LO STR. – La parte della caccia a percussione fatta di notte io penso sia accaduto ai pescatori stessi di chiamarla 'pesca col fuoco', perché appunto fatta alla luce del fuoco.

TEET. – Senza dubbio alcuno.

LO STR. – Ma invece quella fatta di giorno, dato che anche i tridenti portano all'estremità gli ami, la si è chiamata complessivamente 'pesca coll'amo'

TEET. – Si dice così infatti.

VI.

LO STR. – La caccia a percussione coll'amo, che si mette in atto colpendo dall'alto in basso, perché ciò si fa per lo più col tridente, qualcuno la chiama, credo, 'pesca col tridente'.

TEET. – Sì, alcuni la chiamano così.

LO STR. – E così è una sola la specie che ci resta da enunciare.

TEET. – Quale?

LO STR. – La specie relativa alla percussione opposta a quella già vista, e cioè la percussione che si fa coll'amo e non in un qualsiasi punto del corpo dei pesci, dove capita che qualcuno colpisca, come col tridente, ma ogni volta avviene colpendo il capo e la bocca della preda e tirando col bastone o con la canna dal basso verso l'opposto, verso I'alto; con quale denominazione si deve indicare ciò, Teeteto?

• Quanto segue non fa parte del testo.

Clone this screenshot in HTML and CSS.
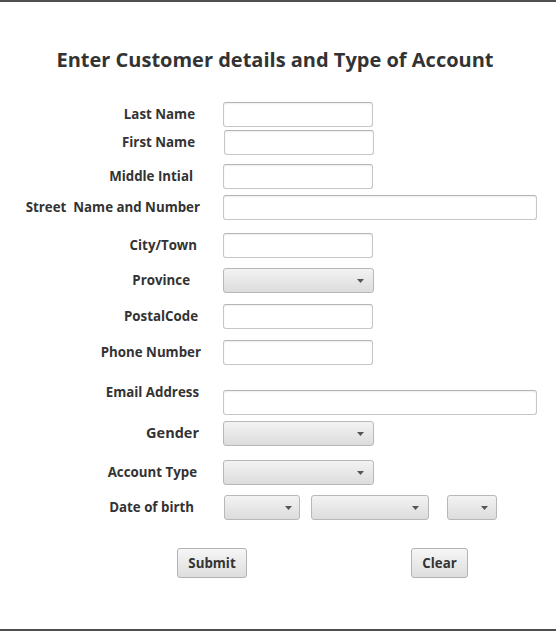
FILE: index.html
```html
<!DOCTYPE html>
<html lang="en">
<head>
<meta charset="utf-8">
<title>Customer details</title>
<link rel="stylesheet" href="styles.css">
</head>
<body>
<div class="window">
  <h1 class="title">Enter Customer details and Type of Account</h1>
  <form class="form">
    <div class="row row--last"><label class="lbl">Last Name</label><span class="field"></span></div>
    <div class="row row--first"><label class="lbl">First Name</label><span class="field"></span></div>
    <div class="row row--middle"><label class="lbl">Middle Intial</label><span class="field"></span></div>
    <div class="row row--street"><label class="lbl">Street&nbsp; Name and Number</label><span class="field field--wide"></span></div>
    <div class="row row--city"><label class="lbl">City/Town</label><span class="field"></span></div>
    <div class="row row--province"><label class="lbl">Province</label><span class="combo"><svg class="arrow" width="7" height="4" viewBox="0 0 7 4"><polygon points="0,0 7,0 3.5,4" fill="#555"/></svg></span></div>
    <div class="row row--postal"><label class="lbl">PostalCode</label><span class="field"></span></div>
    <div class="row row--phone"><label class="lbl">Phone Number</label><span class="field"></span></div>
    <div class="row row--email"><label class="lbl">Email Address</label><span class="field field--wide"></span></div>
    <div class="row row--gender"><label class="lbl">Gender</label><span class="combo"><svg class="arrow" width="7" height="4" viewBox="0 0 7 4"><polygon points="0,0 7,0 3.5,4" fill="#555"/></svg></span></div>
    <div class="row row--account"><label class="lbl">Account Type</label><span class="combo"><svg class="arrow" width="7" height="4" viewBox="0 0 7 4"><polygon points="0,0 7,0 3.5,4" fill="#555"/></svg></span></div>
    <div class="row row--dob"><label class="lbl">Date of birth</label>
      <div class="dob">
        <span class="combo combo--day"><svg class="arrow" width="7" height="4" viewBox="0 0 7 4"><polygon points="0,0 7,0 3.5,4" fill="#555"/></svg></span>
        <span class="combo combo--month"><svg class="arrow" width="7" height="4" viewBox="0 0 7 4"><polygon points="0,0 7,0 3.5,4" fill="#555"/></svg></span>
        <span class="combo combo--year"><svg class="arrow" width="7" height="4" viewBox="0 0 7 4"><polygon points="0,0 7,0 3.5,4" fill="#555"/></svg></span>
      </div>
    </div>
    <div class="buttons">
      <button type="button" class="btn btn--submit">Submit</button>
      <button type="button" class="btn btn--clear">Clear</button>
    </div>
  </form>
</div>
</body>
</html>
```

FILE: styles.css
```css
html, body {
  margin: 0;
  padding: 0;
  background: #ffffff;
}

.window {
  box-sizing: border-box;
  width: 556px;
  height: 631px;
  border-top: 2px solid #4f4f4f;
  border-bottom: 2px solid #4f4f4f;
  background: #ffffff;
  font-family: "Open Sans", "Noto Sans", sans-serif;
  color: #333333;
}

.title {
  margin: 0;
  padding: 40px 6px 0 0;
  line-height: 35px;
  font-size: 20px;
  font-weight: 700;
  text-align: center;
  color: #333333;
}

.form {
  margin: 25px 0 0 0;
  display: flex;
  flex-direction: column;
}

.row {
  display: flex;
  align-items: center;
  height: 25px;
}

.lbl {
  flex: none;
  box-sizing: border-box;
  width: 201px;
  margin-top: -2px;
  text-align: right;
  font-size: 13.3px;
  font-weight: 700;
  line-height: 18px;
  white-space: nowrap;
  color: #333333;
}

.field {
  flex: none;
  box-sizing: border-box;
  width: 150px;
  height: 25px;
  margin-left: 22px;
  background: #ffffff;
  border: 1px solid #c6c6c6;
  border-top-color: #b4b4b4;
  border-radius: 3px;
  box-shadow: inset 0 1px 2px rgba(0, 0, 0, 0.07);
}

.field--wide {
  width: 314px;
}

.combo {
  flex: none;
  box-sizing: border-box;
  display: flex;
  align-items: center;
  justify-content: flex-end;
  width: 151px;
  height: 25px;
  margin-left: 22px;
  padding-right: 9px;
  background: linear-gradient(#f3f3f3, #dcdcdc);
  border: 1px solid #b8b8b8;
  border-radius: 3px;
}

.arrow {
  display: block;
}

.dob {
  display: flex;
  margin-left: 23px;
}

.dob .combo {
  margin-left: 0;
}

.combo--day {
  width: 76px;
  padding-right: 7px;
}

.combo--month {
  width: 118px;
  margin-left: 11px !important;
}

.combo--year {
  width: 50px;
  padding-right: 8px;
  margin-left: 18px !important;
}

/* per-row placement */
.row--last .lbl { padding-right: 6px; }
.row--first { margin-top: 3px; }
.row--first .lbl { padding-right: 6px; }
.row--first .field { margin-left: 23px; }
.row--middle { margin-top: 9px; }
.row--middle .lbl { padding-right: 8px; }
.row--street { margin-top: 6px; }
.row--street .lbl { padding-right: 1px; }
.row--city { margin-top: 13px; }
.row--city .lbl { padding-right: 4px; }
.row--province { margin-top: 10px; }
.row--province .lbl { padding-right: 11px; }
.row--postal { margin-top: 11px; }
.row--postal .lbl { padding-right: 3px; }
.row--phone { margin-top: 11px; }
.row--phone .lbl { padding-right: 0; }
.row--email { margin-top: 25px; }
.row--email .lbl { padding-right: 2px; align-self: flex-start; margin-top: -7px; }
.row--gender { margin-top: 6px; }
.row--gender .lbl { padding-right: 2px; font-size: 14.5px; }
.row--account { margin-top: 14px; }
.row--account .lbl { padding-right: 4px; }
.row--dob { margin-top: 10px; }
.row--dob .lbl { padding-right: 7px; }

.buttons {
  display: flex;
  gap: 164px;
  margin-top: 28px;
  padding-left: 177px;
}

.btn {
  box-sizing: border-box;
  height: 30px;
  padding: 0 0 1px 0;
  font-family: "Open Sans", "Noto Sans", sans-serif;
  font-size: 13.3px;
  font-weight: 700;
  color: #333333;
  background: linear-gradient(#f6f6f6, #dedede);
  border: 1px solid #b2b2b2;
  border-radius: 3px;
}

.btn--submit { width: 70px; }
.btn--clear { width: 57px; }
```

TEET. – Io penso che quella cosa che prima noi ci proponemmo di ritrovare, proprio quella ora noi siamo giunti a scoprire.

VII .

LO STR. – E così ora tu ed io per quanto riguarda la pesca colla lenza non solo siamo concordi nella denominazione, ma anche abbiamo acquisito in maniera soddisfacente il discorso che rende ragione della cosa. Di tutta l'arte infatti una  metà abbiamo visto essere l'arte dell'acquisire, e, di questa, una metà quella dell'impadronirsi, e, di questa, una metà la caccia, e, di questa, una metà la caccia agli animali, e, di questa, una metà la caccia agli animali acquatici, e, di questa, la metà che sta in basso abbiamo visto essere la pesca nel suo cornplesso, e, di questa, una metà la caccia ai pesci mediante percussione, e, di questa, una metà a pesca coll'amo; di questa, quella metà che si fa dando il colpo daI basso in alto e tirando, con una denominazione assunta da quella all'azione stessa e così ad essa assimilata, è stata chiamata 'pesca colla lenza', I'oggetto della nostra ricerca.

TEET. – Questo è stato del tutto chiarito in maniera soddisfacente.